**Goal of the exercise**
Write out again, word for word, the lines below from the line that holds "What React, TypeScript" through the line that holds "const yOf = (v: number) => 349 - v * 0.526", omitting pictures.

**Data shown**
= = = =
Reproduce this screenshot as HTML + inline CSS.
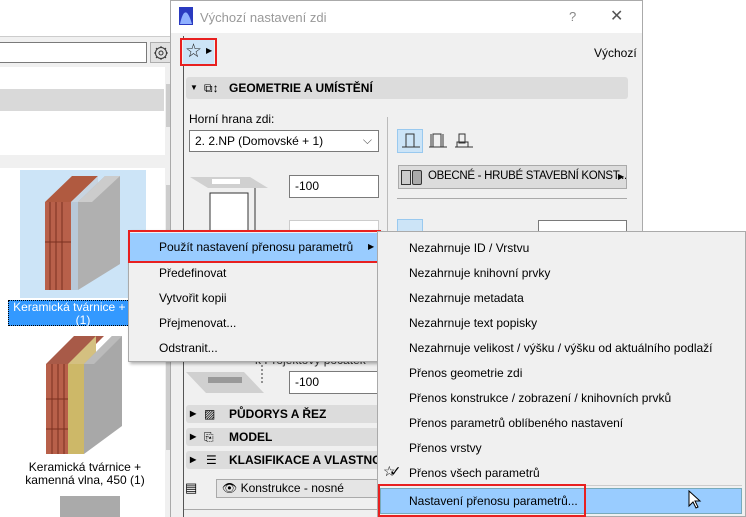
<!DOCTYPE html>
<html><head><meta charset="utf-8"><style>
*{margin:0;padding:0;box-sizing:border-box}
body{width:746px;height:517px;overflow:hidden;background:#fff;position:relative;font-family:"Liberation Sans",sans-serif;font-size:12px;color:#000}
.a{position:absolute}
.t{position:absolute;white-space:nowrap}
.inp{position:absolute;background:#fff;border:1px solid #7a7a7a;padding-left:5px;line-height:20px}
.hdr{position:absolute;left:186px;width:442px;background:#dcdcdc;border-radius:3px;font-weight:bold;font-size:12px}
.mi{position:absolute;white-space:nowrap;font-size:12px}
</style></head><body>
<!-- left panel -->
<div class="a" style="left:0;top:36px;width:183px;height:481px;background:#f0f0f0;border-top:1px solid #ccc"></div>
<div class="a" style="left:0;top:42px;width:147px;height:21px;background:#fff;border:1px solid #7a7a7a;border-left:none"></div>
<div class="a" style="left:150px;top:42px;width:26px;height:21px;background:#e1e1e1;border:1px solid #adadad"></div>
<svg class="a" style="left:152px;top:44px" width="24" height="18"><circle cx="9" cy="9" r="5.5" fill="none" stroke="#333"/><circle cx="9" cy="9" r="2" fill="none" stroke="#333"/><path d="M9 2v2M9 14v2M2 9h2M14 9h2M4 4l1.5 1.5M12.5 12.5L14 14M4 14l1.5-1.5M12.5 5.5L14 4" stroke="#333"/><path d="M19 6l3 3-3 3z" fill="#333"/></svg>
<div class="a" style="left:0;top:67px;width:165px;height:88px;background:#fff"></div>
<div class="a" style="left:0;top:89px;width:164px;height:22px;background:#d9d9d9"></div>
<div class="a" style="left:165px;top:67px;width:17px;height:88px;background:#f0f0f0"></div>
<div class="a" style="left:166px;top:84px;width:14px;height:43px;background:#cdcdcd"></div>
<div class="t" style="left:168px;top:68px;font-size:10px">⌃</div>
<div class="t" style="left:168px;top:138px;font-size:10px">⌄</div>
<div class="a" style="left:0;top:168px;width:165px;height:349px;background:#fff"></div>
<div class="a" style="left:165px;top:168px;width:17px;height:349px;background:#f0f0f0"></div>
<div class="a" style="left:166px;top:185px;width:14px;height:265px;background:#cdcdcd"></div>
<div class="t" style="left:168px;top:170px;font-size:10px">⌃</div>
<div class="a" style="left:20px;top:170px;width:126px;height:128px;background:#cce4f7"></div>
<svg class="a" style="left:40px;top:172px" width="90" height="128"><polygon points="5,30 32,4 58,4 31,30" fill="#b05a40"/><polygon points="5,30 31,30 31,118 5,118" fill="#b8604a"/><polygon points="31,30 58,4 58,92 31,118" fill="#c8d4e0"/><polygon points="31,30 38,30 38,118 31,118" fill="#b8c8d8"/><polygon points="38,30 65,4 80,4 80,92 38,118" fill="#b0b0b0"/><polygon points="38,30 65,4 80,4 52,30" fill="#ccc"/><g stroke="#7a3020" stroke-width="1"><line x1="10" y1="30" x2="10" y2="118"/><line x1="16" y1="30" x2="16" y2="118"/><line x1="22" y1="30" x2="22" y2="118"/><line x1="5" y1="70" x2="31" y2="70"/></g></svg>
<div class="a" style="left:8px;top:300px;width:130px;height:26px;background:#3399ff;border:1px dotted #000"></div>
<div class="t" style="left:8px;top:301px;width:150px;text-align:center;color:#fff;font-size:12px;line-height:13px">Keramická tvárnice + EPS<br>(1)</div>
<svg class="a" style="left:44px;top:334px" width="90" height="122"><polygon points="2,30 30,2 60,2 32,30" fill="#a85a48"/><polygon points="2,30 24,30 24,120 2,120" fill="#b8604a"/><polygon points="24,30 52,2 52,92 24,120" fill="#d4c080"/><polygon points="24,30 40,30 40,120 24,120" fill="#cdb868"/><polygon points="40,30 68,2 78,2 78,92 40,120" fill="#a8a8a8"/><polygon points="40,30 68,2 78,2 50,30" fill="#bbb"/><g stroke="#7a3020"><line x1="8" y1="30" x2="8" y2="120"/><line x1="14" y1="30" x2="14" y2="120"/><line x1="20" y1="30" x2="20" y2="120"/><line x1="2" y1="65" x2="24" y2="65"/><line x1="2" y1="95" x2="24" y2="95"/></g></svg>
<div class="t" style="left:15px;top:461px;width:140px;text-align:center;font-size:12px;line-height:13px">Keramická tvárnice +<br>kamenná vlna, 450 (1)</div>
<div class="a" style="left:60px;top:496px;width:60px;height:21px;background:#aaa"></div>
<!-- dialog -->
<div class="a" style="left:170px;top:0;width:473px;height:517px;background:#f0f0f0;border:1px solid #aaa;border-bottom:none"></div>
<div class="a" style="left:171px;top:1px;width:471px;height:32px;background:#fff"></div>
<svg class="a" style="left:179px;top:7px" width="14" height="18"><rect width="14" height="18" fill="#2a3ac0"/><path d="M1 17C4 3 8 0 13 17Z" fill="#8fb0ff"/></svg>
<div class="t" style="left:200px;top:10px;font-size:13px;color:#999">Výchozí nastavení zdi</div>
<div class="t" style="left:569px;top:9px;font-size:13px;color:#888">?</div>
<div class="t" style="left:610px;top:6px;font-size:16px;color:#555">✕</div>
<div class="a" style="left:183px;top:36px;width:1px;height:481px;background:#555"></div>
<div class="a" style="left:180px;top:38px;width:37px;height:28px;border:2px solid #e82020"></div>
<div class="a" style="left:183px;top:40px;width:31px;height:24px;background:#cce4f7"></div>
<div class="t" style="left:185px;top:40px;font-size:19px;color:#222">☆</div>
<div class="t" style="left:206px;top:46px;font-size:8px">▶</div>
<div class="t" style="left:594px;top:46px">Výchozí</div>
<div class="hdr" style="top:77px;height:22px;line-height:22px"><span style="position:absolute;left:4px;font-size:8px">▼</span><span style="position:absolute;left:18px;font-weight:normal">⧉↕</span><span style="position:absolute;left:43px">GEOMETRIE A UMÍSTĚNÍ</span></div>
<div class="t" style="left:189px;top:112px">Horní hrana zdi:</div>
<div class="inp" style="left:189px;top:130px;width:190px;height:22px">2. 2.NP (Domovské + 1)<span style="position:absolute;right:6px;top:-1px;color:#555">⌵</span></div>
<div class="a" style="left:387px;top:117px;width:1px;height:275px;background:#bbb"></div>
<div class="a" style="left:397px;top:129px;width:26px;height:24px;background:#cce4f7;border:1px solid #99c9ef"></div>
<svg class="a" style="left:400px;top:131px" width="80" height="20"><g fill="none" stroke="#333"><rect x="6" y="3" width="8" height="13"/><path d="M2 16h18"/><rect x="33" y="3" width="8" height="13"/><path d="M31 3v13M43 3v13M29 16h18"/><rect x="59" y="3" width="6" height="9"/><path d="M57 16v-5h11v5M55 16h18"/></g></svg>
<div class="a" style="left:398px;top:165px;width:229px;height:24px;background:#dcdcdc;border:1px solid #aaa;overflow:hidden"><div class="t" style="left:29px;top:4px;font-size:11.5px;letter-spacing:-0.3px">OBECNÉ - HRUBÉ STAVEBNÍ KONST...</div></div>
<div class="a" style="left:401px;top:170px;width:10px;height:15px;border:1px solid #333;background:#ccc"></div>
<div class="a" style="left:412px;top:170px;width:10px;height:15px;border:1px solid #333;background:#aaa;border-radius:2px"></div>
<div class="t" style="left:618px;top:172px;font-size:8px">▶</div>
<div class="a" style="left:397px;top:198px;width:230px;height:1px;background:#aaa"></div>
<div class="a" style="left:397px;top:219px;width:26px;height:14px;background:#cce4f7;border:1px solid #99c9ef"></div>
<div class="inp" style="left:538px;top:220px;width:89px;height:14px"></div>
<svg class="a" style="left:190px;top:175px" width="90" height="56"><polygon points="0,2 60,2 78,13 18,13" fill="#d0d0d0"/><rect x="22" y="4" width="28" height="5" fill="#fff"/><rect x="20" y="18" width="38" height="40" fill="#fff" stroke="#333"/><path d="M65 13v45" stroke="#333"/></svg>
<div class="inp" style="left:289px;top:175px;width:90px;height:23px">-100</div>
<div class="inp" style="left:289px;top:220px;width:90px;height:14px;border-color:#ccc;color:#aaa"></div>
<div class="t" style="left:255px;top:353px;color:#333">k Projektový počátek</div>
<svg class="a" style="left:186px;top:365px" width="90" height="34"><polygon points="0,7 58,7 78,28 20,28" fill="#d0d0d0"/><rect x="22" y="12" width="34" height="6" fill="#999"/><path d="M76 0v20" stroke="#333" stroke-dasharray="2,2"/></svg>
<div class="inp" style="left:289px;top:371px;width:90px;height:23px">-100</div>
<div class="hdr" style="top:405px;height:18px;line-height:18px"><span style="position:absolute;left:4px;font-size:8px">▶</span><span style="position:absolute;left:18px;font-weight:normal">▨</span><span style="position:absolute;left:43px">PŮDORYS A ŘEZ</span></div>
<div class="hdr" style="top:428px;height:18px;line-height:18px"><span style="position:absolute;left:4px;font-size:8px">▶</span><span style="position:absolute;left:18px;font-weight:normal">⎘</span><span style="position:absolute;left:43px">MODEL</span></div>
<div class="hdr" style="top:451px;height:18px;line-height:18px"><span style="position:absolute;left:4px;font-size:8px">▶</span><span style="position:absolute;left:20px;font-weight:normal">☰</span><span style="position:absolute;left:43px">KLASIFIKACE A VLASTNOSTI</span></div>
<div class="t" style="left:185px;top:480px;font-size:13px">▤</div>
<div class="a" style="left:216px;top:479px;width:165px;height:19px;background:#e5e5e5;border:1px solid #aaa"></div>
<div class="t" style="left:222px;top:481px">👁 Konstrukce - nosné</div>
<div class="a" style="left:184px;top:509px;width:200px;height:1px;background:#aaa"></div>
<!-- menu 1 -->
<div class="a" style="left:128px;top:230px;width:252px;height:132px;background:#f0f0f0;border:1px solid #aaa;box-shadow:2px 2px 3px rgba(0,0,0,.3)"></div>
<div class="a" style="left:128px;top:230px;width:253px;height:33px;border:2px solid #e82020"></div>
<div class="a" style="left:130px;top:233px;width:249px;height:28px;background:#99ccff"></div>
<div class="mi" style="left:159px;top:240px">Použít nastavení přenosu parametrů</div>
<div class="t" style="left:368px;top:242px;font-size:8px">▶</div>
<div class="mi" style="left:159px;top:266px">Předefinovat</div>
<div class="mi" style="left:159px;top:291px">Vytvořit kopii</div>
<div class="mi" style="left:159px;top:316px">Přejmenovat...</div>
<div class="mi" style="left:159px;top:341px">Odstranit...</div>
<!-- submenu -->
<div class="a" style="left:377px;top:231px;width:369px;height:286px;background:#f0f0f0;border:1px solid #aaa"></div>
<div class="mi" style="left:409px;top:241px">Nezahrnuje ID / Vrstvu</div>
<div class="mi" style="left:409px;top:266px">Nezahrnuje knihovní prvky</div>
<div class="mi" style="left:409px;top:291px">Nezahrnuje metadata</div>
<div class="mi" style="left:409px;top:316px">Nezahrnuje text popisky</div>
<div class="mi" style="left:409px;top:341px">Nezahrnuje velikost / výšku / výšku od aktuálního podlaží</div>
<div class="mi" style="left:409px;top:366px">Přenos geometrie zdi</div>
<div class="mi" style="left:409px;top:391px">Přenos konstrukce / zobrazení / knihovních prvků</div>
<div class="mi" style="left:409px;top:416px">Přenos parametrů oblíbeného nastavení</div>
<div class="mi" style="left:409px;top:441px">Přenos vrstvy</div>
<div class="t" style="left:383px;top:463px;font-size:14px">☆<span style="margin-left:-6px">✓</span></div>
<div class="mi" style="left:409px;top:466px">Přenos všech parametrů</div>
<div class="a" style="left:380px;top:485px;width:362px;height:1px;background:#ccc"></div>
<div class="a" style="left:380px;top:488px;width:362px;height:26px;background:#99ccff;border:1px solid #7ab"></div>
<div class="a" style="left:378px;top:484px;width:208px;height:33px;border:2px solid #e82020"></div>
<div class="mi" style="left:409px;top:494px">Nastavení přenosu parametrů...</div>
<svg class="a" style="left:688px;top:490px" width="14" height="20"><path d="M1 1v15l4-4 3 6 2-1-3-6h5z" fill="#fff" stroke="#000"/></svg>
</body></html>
= = = =
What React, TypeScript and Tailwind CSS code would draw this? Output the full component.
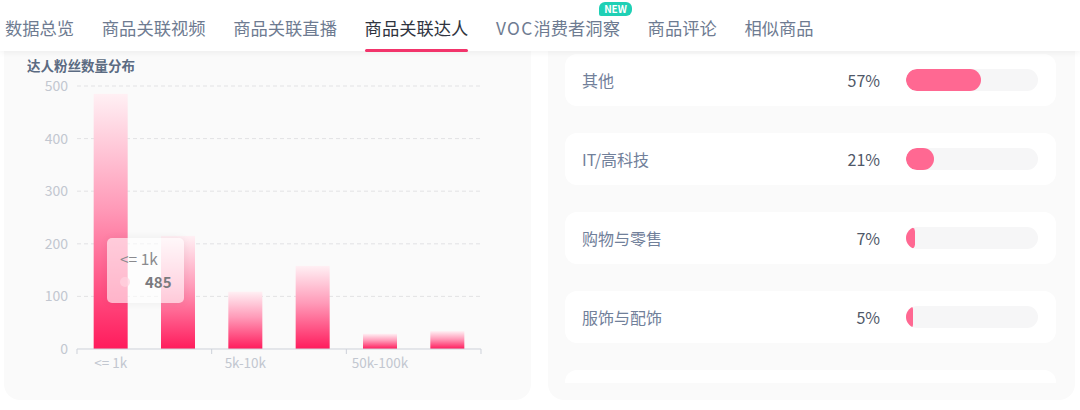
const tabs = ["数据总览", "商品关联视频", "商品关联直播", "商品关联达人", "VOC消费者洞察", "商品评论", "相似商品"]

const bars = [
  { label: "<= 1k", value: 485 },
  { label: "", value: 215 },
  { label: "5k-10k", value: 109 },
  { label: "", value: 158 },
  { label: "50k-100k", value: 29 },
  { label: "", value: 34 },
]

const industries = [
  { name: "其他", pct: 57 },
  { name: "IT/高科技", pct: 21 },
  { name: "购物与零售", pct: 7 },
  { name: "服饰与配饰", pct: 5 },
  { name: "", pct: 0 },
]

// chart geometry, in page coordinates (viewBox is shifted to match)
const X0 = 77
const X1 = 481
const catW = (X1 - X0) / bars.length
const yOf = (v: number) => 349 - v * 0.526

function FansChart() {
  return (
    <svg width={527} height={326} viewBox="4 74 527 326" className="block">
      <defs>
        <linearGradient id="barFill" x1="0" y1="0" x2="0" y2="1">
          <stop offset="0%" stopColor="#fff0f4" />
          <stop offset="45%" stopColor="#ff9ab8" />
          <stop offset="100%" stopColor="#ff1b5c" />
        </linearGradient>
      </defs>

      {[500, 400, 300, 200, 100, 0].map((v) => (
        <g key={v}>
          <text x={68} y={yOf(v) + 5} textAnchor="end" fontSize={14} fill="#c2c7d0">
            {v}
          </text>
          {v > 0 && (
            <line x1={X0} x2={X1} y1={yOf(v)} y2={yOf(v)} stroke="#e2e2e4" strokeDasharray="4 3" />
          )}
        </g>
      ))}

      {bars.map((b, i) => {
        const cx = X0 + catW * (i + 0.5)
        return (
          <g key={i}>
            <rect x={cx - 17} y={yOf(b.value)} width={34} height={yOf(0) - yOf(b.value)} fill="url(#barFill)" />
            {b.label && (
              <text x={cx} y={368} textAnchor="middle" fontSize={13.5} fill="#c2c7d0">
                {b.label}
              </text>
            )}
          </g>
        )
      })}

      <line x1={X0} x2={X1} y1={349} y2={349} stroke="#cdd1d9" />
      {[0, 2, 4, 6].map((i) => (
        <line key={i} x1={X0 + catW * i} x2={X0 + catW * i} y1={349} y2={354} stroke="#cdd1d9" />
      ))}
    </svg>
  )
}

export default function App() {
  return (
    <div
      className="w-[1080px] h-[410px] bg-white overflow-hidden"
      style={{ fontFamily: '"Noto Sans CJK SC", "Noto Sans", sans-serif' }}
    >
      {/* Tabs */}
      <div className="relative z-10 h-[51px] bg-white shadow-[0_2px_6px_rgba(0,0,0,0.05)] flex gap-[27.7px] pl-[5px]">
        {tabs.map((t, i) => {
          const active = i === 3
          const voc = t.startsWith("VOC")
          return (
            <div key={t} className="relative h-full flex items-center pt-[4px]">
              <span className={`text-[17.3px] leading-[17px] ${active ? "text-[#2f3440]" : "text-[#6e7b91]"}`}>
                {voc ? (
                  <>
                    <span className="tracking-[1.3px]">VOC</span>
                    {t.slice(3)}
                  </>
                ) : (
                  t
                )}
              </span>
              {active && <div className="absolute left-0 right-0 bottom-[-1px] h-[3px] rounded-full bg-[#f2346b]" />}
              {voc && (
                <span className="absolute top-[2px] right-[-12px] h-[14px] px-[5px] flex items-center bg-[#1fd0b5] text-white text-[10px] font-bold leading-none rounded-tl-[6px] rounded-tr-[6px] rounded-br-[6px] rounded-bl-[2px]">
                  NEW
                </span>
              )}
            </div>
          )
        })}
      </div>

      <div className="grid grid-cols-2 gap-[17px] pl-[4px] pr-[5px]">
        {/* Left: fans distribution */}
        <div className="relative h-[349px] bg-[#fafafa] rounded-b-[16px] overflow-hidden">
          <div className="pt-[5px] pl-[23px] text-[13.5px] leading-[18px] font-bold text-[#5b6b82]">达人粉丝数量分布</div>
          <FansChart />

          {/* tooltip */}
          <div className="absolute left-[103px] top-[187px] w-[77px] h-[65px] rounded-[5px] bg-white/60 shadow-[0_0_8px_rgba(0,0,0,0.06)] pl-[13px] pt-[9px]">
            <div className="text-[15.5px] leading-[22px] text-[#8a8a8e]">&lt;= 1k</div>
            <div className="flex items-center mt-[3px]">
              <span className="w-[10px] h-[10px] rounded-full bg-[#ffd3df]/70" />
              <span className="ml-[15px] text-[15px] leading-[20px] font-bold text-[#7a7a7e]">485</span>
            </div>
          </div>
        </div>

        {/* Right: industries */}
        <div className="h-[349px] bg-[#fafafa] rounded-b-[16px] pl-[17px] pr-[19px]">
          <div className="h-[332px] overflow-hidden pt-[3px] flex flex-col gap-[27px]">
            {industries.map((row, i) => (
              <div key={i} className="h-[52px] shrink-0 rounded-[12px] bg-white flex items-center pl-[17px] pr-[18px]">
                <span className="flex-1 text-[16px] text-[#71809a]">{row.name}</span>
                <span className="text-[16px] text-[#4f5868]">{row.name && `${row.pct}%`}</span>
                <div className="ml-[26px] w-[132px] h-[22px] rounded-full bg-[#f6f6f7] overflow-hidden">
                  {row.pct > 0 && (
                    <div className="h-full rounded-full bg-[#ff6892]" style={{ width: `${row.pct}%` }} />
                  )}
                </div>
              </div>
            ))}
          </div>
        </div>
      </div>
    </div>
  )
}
= = = =
**Output**
What React, TypeScript and Tailwind CSS code would draw this? Output the full component.
const tabs = ["数据总览", "商品关联视频", "商品关联直播", "商品关联达人", "VOC消费者洞察", "商品评论", "相似商品"]

const bars = [
  { label: "<= 1k", value: 485 },
  { label: "", value: 215 },
  { label: "5k-10k", value: 109 },
  { label: "", value: 158 },
  { label: "50k-100k", value: 29 },
  { label: "", value: 34 },
]

const industries = [
  { name: "其他", pct: 57 },
  { name: "IT/高科技", pct: 21 },
  { name: "购物与零售", pct: 7 },
  { name: "服饰与配饰", pct: 5 },
  { name: "", pct: 0 },
]

// chart geometry, in page coordinates (viewBox is shifted to match)
const X0 = 77
const X1 = 481
const catW = (X1 - X0) / bars.length
const yOf = (v: number) => 349 - v * 0.526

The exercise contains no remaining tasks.